The COVID-19 pandemic forced the cancellation of the 2020 NCAA Tournament. The decision shifted the focus to 2021's iteration and whether the games could actually take place. Now a plan is in the works to hold all of the matchups in one single location.
According to ESPN's Field Yates, one potential location for the upcoming tournament is Indianapolis. There are others being discussed by the committee, but Indy and the surrounding metro area currently sit as the favorite. This move now means that 13 sites around the country will not host any of the preliminary games. There are currently no details about whether fans will be able to attend the games.
"My committee colleagues and I did not come lightly to the difficult decision to relocate the preliminary rounds of the 2021 tournament, as we understand the disappointment 13 communities will feel to miss out on being part of March Madness next year," said Mitch Barnhart, chair of the Division I Men's Basketball Committee and University of Kentucky athletic director, per ESPN. "With the University of Kentucky slated to host first- and second-round games in March, this is something that directly impacts our school and community, so we certainly share in their regret. The committee and staff deeply appreciate the efforts of all the host institutions and conferences, and we look forward to bringing the tournament back to the impacted sites in future years."
According to the announcement, the NCAA examined the possibility of sending teams across the country for several games and noticed significant issues. Specifically, there would be several logistical challenges, as well as the risk of spreading the coronavirus among the athletes. However, the organization also could not cancel the tournament for the second year in a row. Doing so in 2020 cost the NCAA $375 million.

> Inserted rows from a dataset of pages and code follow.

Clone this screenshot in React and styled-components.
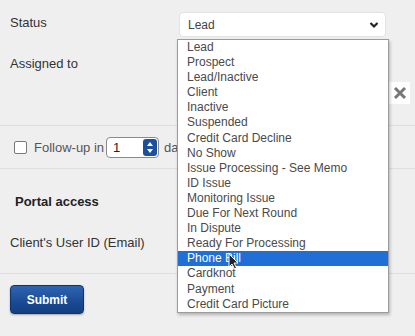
import React from "react";
import styled, { createGlobalStyle } from "styled-components";

const GlobalStyle = createGlobalStyle`
  html, body {
    margin: 0;
    padding: 0;
    background: #efefef;
  }
  body {
    font-family: "Liberation Sans", Arial, sans-serif;
  }
`;

const statuses = [
  "Lead",
  "Prospect",
  "Lead/Inactive",
  "Client",
  "Inactive",
  "Suspended",
  "Credit Card Decline",
  "No Show",
  "Issue Processing - See Memo",
  "ID Issue",
  "Monitoring Issue",
  "Due For Next Round",
  "In Dispute",
  "Ready For Processing",
  "Phone Bill",
  "Cardknot",
  "Payment",
  "Credit Card Picture"
];

const Page = styled.div`
  width: 415px;
  height: 336px;
  overflow: hidden;
  background: #efefef;
  color: #333;
  font-size: 13px;
  position: relative;
`;

const Row = styled.div`
  display: flex;
  align-items: flex-start;
  padding: ${p => p.pad || "0"};
  height: ${p => p.h}px;
  box-sizing: border-box;
  border-bottom: ${p => (p.line ? "1px solid #dedede" : "none")};
`;

const Label = styled.div`
  width: ${p => p.w || 179}px;
  flex-shrink: 0;
  line-height: 15px;
  padding-top: ${p => p.top || 0}px;
  padding-left: ${p => p.left || 10}px;
  box-sizing: border-box;
  font-weight: ${p => (p.bold ? "bold" : "normal")};
  color: ${p => (p.bold ? "#222" : "#333")};
`;

const Field = styled.div`
  position: relative;
  display: flex;
  align-items: flex-start;
  gap: 4px;
`;

const SelectBox = styled.div`
  width: 207px;
  height: 25px;
  box-sizing: border-box;
  background: #fff;
  border-radius: 4px;
  border: 1px solid #e2e2e2;
  display: flex;
  align-items: center;
  justify-content: space-between;
  padding: 0 6px 0 8px;
  font-size: 12px;
  color: #444;
`;

const Dropdown = styled.ul`
  position: absolute;
  top: 27px;
  left: -2px;
  width: 210px;
  margin: 0;
  padding: 0;
  list-style: none;
  background: #fff;
  border: 1px solid #9c9c9c;
  box-shadow: 1px 2px 3px rgba(0, 0, 0, 0.25);
  z-index: 10;
`;

const Option = styled.li`
  height: 15.1px;
  line-height: 15.1px;
  padding-left: 9px;
  font-size: 12px;
  color: ${p => (p.active ? "#fff" : "#4a4a4a")};
  background: ${p => (p.active ? "#1f6fd6" : "transparent")};
  white-space: nowrap;
`;

const Cursor = styled.svg`
  position: absolute;
  left: 49px;
  top: 241px;
  z-index: 11;
`;

const CloseButton = styled.div`
  width: 21px;
  height: 22px;
  margin-top: 26px;
  margin-left: -1px;
  background: #fff;
  display: flex;
  align-items: center;
  justify-content: center;
`;

const Check = styled.span`
  width: 11px;
  height: 11px;
  border: 1px solid #7a7a7a;
  border-radius: 2px;
  background: #fff;
  margin-right: 7px;
`;

const FollowUp = styled.div`
  display: flex;
  align-items: center;
  padding-left: 14px;
  height: 100%;
  color: #555;
  font-size: 13px;
`;

const NumberInput = styled.div`
  width: 53px;
  height: 21px;
  box-sizing: border-box;
  margin-left: 2px;
  margin-right: 5px;
  border: 1px solid #8a8a8a;
  border-radius: 4px;
  background: #fff;
  display: flex;
  align-items: center;
  justify-content: space-between;
  padding: 0 1px 0 6px;
  color: #222;
  font-size: 13px;
`;

const Spinner = styled.div`
  width: 14px;
  height: 17px;
  border-radius: 3px;
  background: #1c4f9c;
  display: flex;
  flex-direction: column;
  align-items: center;
  justify-content: center;
  gap: 3px;
`;

const Section = styled.div`
  padding: 25px 0 0;
  height: 105px;
  box-sizing: border-box;
  border-bottom: 1px solid #dedede;
  display: flex;
  flex-direction: column;
  gap: 26px;
`;

const SubmitButton = styled.button`
  margin: 11px 0 0 10px;
  width: 74px;
  height: 29px;
  border: 1px solid #0d3470;
  border-radius: 4px;
  background: linear-gradient(#2f64b3, #1a4a93 60%, #153e80);
  color: #fff;
  font-family: "Liberation Sans", Arial, sans-serif;
  font-weight: bold;
  font-size: 12px;
  box-shadow: 0 1px 2px rgba(0, 0, 0, 0.3);
`;

const Chevron = () => (
  <svg width="10" height="8" viewBox="0 0 10 8">
    <path d="M1.5 2 L5 5.5 L8.5 2" fill="none" stroke="#222" strokeWidth="2.2" />
  </svg>
);

export default function App() {
  return (
    <Page>
      <GlobalStyle />
      <Row h={37} pad="12px 0 0">
        <Label top={3}>Status</Label>
        <Field>
          <SelectBox>
            <span>Lead</span>
            <Chevron />
          </SelectBox>
          <Dropdown>
            {statuses.map(s => (
              <Option key={s} active={s === "Phone Bill"}>
                {s}
              </Option>
            ))}
          </Dropdown>
          <Cursor width="11" height="17" viewBox="0 0 11 17">
            <path
              d="M1 1 L1 14 L4 11 L6.5 16 L8.5 15 L6 10 L10 10 Z"
              fill="#222"
              stroke="#fff"
              strokeWidth="1"
            />
          </Cursor>
        </Field>
      </Row>
      <Row h={89} pad="19px 0 0" line>
        <Label>Assigned to</Label>
        <Field>
          <SelectBox />
          <CloseButton>
            <svg width="14" height="14" viewBox="0 0 14 14">
              <path d="M2 2 L12 12 M12 2 L2 12" stroke="#777" strokeWidth="3" />
            </svg>
          </CloseButton>
        </Field>
      </Row>
      <Row h={43} line>
        <FollowUp>
          <Check />
          Follow-up in
          <NumberInput>
            1
            <Spinner>
              <svg width="6" height="4" viewBox="0 0 6 4">
                <path d="M0 4 L3 0 L6 4 Z" fill="#fff" />
              </svg>
              <svg width="6" height="4" viewBox="0 0 6 4">
                <path d="M0 0 L3 4 L6 0 Z" fill="#fff" />
              </svg>
            </Spinner>
          </NumberInput>
          days
        </FollowUp>
      </Row>
      <Section>
        <Label bold left={15} w={200}>
          Portal access
        </Label>
        <Label>Client's User ID (Email)</Label>
      </Section>
      <SubmitButton>Submit</SubmitButton>
    </Page>
  );
}
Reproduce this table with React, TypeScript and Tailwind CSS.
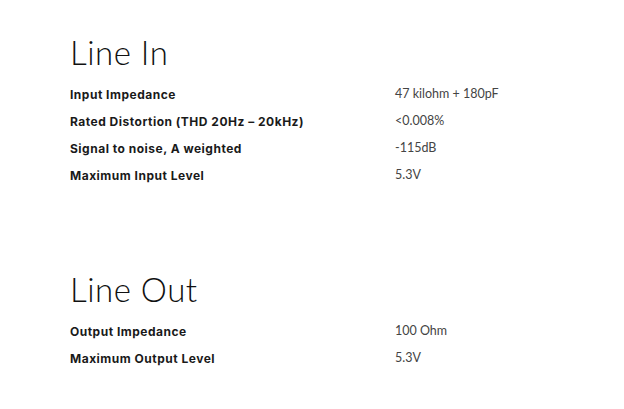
const specs = [
  {
    title: 'Line In',
    rows: [
      ['Input Impedance', '47 kilohm + 180pF'],
      ['Rated Distortion (THD 20Hz – 20kHz)', '<0.008%'],
      ['Signal to noise, A weighted', '-115dB'],
      ['Maximum Input Level', '5.3V'],
    ],
  },
  {
    title: 'Line Out',
    rows: [
      ['Output Impedance', '100 Ohm'],
      ['Maximum Output Level', '5.3V'],
    ],
  },
]

const App = () => {
  return (
    <div className="w-[624px] h-[409px] bg-white overflow-hidden font-['Lato',sans-serif] text-[#111]">
      <div className="pl-[70px] pt-[30px] flex flex-col gap-[78px]">
        {specs.map((section) => (
          <div key={section.title}>
            <h2 className="text-[33px] leading-[44px] font-light tracking-[0.5px] text-[#111]">
              {section.title}
            </h2>
            <div className="mt-[7px] flex flex-col">
              {section.rows.map(([label, value]) => (
                <div key={label} className="flex h-[27px] items-center">
                  <span className="w-[325px] font-['Inter',sans-serif] text-[12px] font-bold tracking-[0.5px] text-[#1a1a1a]">
                    {label}
                  </span>
                  <span className="text-[12.5px] text-[#444]">{value}</span>
                </div>
              ))}
            </div>
          </div>
        ))}
      </div>
    </div>
  )
}

export default App
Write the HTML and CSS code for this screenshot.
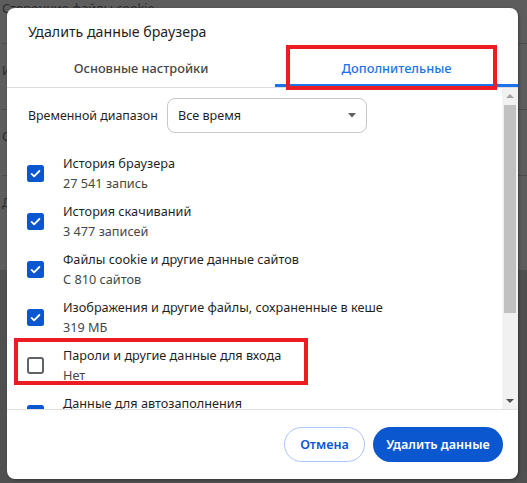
FILE: index.html
```html
<!DOCTYPE html>
<html lang="ru">
<head>
<meta charset="utf-8">
<title>Удалить данные браузера</title>
<link rel="stylesheet" href="styles.css">
</head>
<body>
<div class="page">
  <div class="bg-card">
    <div class="bg-row bg-top"><span>Сторонние файлы cookie</span></div>
    <div class="bg-row bg-sep"><span>Информация</span></div>
    <div class="bg-row bg-sep"><span>Обзор</span></div>
    <div class="bg-row bg-sep"><span>Другие</span></div>
  </div>
  <div class="bg-rest"></div>
</div>

<div class="dialog">
  <h1 class="title">Удалить данные браузера</h1>
  <div class="tabs">
    <div class="tab tab-basic">Основные настройки</div>
    <div class="tab tab-adv">Дополнительные</div>
  </div>
  <div class="body">
    <div class="scroll">
      <div class="range">
        <span class="range-label">Временной диапазон</span>
        <div class="select">
          <span>Все время</span>
          <svg class="caret" width="8" height="5" viewBox="0 0 8 5"><path d="M0 0 L8 0 L4 4.5 Z" fill="#5f5f5f"/></svg>
        </div>
      </div>

      <div class="item">
        <svg class="cb" width="17" height="17" viewBox="0 0 17 17"><rect x="0" y="0" width="17" height="17" rx="2.5" fill="#0b57d0"/><path d="M4.6 8.9 L7.1 11.3 L12.4 6" fill="none" stroke="#fff" stroke-width="1.8" stroke-linecap="round" stroke-linejoin="round"/></svg>
        <div class="txt"><div class="t1">История браузера</div><div class="t2">27 541 запись</div></div>
      </div>
      <div class="item">
        <svg class="cb" width="17" height="17" viewBox="0 0 17 17"><rect x="0" y="0" width="17" height="17" rx="2.5" fill="#0b57d0"/><path d="M4.6 8.9 L7.1 11.3 L12.4 6" fill="none" stroke="#fff" stroke-width="1.8" stroke-linecap="round" stroke-linejoin="round"/></svg>
        <div class="txt"><div class="t1">История скачиваний</div><div class="t2">3 477 записей</div></div>
      </div>
      <div class="item">
        <svg class="cb" width="17" height="17" viewBox="0 0 17 17"><rect x="0" y="0" width="17" height="17" rx="2.5" fill="#0b57d0"/><path d="M4.6 8.9 L7.1 11.3 L12.4 6" fill="none" stroke="#fff" stroke-width="1.8" stroke-linecap="round" stroke-linejoin="round"/></svg>
        <div class="txt"><div class="t1">Файлы cookie и другие данные сайтов</div><div class="t2">С 810 сайтов</div></div>
      </div>
      <div class="item">
        <svg class="cb" width="17" height="17" viewBox="0 0 17 17"><rect x="0" y="0" width="17" height="17" rx="2.5" fill="#0b57d0"/><path d="M4.6 8.9 L7.1 11.3 L12.4 6" fill="none" stroke="#fff" stroke-width="1.8" stroke-linecap="round" stroke-linejoin="round"/></svg>
        <div class="txt"><div class="t1">Изображения и другие файлы, сохраненные в кеше</div><div class="t2">319 МБ</div></div>
      </div>
      <div class="item">
        <svg class="cb" width="17" height="17" viewBox="0 0 17 17"><rect x="1" y="1" width="15" height="15" rx="2" fill="#fff" stroke="#5f6368" stroke-width="2"/></svg>
        <div class="txt"><div class="t1">Пароли и другие данные для входа</div><div class="t2">Нет</div></div>
      </div>
      <div class="item">
        <svg class="cb" width="17" height="17" viewBox="0 0 17 17"><rect x="0" y="0" width="17" height="17" rx="2.5" fill="#0b57d0"/><path d="M4.6 8.9 L7.1 11.3 L12.4 6" fill="none" stroke="#fff" stroke-width="1.8" stroke-linecap="round" stroke-linejoin="round"/></svg>
        <div class="txt"><div class="t1">Данные для автозаполнения</div><div class="t2">Адреса и другие данные</div></div>
      </div>
    </div>
    <div class="scrollbar">
      <svg class="arrow" width="16" height="16" viewBox="0 0 16 16"><path d="M4 10 L12 10 L8 6 Z" fill="#a3a3a3"/></svg>
      <div class="track"><div class="thumb"></div></div>
      <svg class="arrow" width="16" height="16" viewBox="0 0 16 16"><path d="M4 6 L12 6 L8 10 Z" fill="#505050"/></svg>
    </div>
  </div>
  <div class="footer">
    <button class="btn btn-cancel">Отмена</button>
    <button class="btn btn-delete">Удалить данные</button>
  </div>

  <div class="hl hl-tab"></div>
  <div class="hl hl-item"></div>
</div>
</body>
</html>
```

FILE: styles.css
```css
* { box-sizing: border-box; }
html, body { margin: 0; padding: 0; }
body {
  width: 527px;
  height: 483px;
  overflow: hidden;
  background: #505050;
  font-family: "Noto Sans", "Open Sans", "DejaVu Sans", sans-serif;
  position: relative;
}

/* dimmed page behind the dialog */
.page { width: 527px; height: 483px; overflow: hidden; }
.bg-card {
  background: #5d5d5d;
  height: 270px;
  color: #2b2b2b;
  font-size: 12.6px;
  padding-left: 2px;
}
.bg-row {
  line-height: 18px;
}
.bg-top { height: 43px; padding-top: 0; }
.bg-sep { border-top: 1px solid #4c4c4c; height: 66px; padding-top: 18px; }
.bg-rest { height: 213px; background: #505050; }

/* dialog */
.dialog {
  position: absolute;
  left: 7px;
  top: 8px;
  width: 511px;
  height: 471px;
  background: #fff;
  border-radius: 8px;
  box-shadow: 1px 1px 3px rgba(0,0,0,0.35);
  display: flex;
  flex-direction: column;
  overflow: hidden;
}
.title {
  margin: 0;
  padding: 14px 0 0 21px;
  font-size: 14.2px;
  font-weight: 400;
  line-height: 20px;
  color: #1f1f1f;
  height: 42px;
}
.tabs {
  display: grid;
  grid-template-columns: 268px 1fr;
  height: 38px;
  border-bottom: 1px solid #dadce0;
}
.tab {
  text-align: center;
  font-size: 12.8px;
  font-weight: 500;
  line-height: 20px;
  padding-top: 8px;
  color: #474747;
}
.tab-adv {
  color: #1a73e8;
  border-bottom: 3px solid #1a73e8;
}

.body {
  display: flex;
  height: 321px;
}
.scroll {
  flex: 1;
  overflow: hidden;
  padding: 10px 0 0 20px;
}
.range {
  display: flex;
  align-items: center;
  height: 35px;
}
.range-label {
  width: 140px;
  padding-left: 1px;
  font-size: 12.4px;
  color: #1f1f1f;
}
.select {
  width: 200px;
  height: 35px;
  border: 1px solid #c7c7c7;
  border-radius: 8px;
  display: flex;
  align-items: center;
  justify-content: space-between;
  padding: 0 10px 0 10px;
  font-size: 12.6px;
  color: #1f1f1f;
}
.caret { margin-top: -1px; }

.item {
  display: flex;
  align-items: center;
  gap: 19px;
  padding: 4px 0;
}
.range + .item { margin-top: 16px; }
.cb { flex: none; }
.txt { font-size: 12.7px; line-height: 20px; color: #1f1f1f; }
.t2 { color: #444746; }

.scrollbar {
  width: 16px;
  background: #f1f1f1;
  display: flex;
  flex-direction: column;
}
.arrow { display: block; flex: none; }
.track { flex: 1; padding: 1px 2px 0 2px; }
.thumb { height: 208px; background: #c1c1c1; }

.footer {
  border-top: 1px solid #e0e0e0;
  flex: 1;
  display: flex;
  justify-content: flex-end;
  align-items: flex-start;
  gap: 8px;
  padding: 17px 15px 0 0;
}
.btn {
  height: 35px;
  border-radius: 18px;
  font-family: inherit;
  font-size: 12.6px;
  font-weight: 600;
  cursor: pointer;
  padding: 0;
}
.btn-cancel {
  width: 81px;
  background: #fff;
  color: #0b57d0;
  border: 1px solid #a8c7fa;
}
.btn-delete {
  width: 130px;
  background: #0b57d0;
  color: #fff;
  border: none;
}

/* red annotation boxes */
.hl {
  position: absolute;
  border: 4px solid #ed1c24;
  pointer-events: none;
}
.hl-tab { left: 279px; top: 37px; width: 211px; height: 45px; }
.hl-item { left: 7px; top: 330px; width: 294px; height: 47px; }
```
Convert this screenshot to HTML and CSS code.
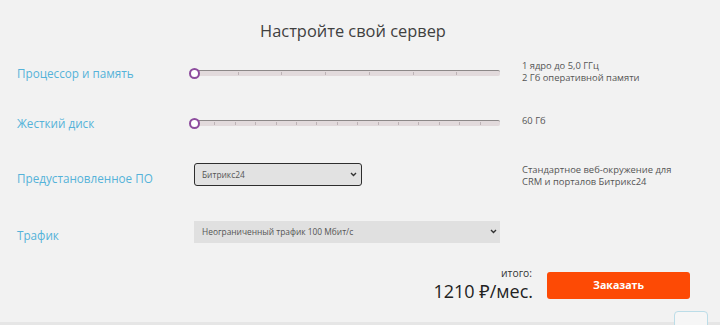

"We have learned so much from monitoring other successful sporting events in the last several months, and it became clear it's not feasible to manage this complex championship in so many different states with the challenges presented by the pandemic," added Dan Gavitt, NCAA senior vice president of basketball. "However, we are developing a solid plan to present a safe, responsible and fantastic March Madness tournament unlike any other we've experienced."
Early in the pandemic, the NCAA sought out ways to hold the annual basketball tournament in a safe manner. The organization explored holding games without fans in attendance while allowing only essential people in the building. However, the NCAA ultimately canceled the men's and women's basketball tournaments as the pandemic became a larger issue.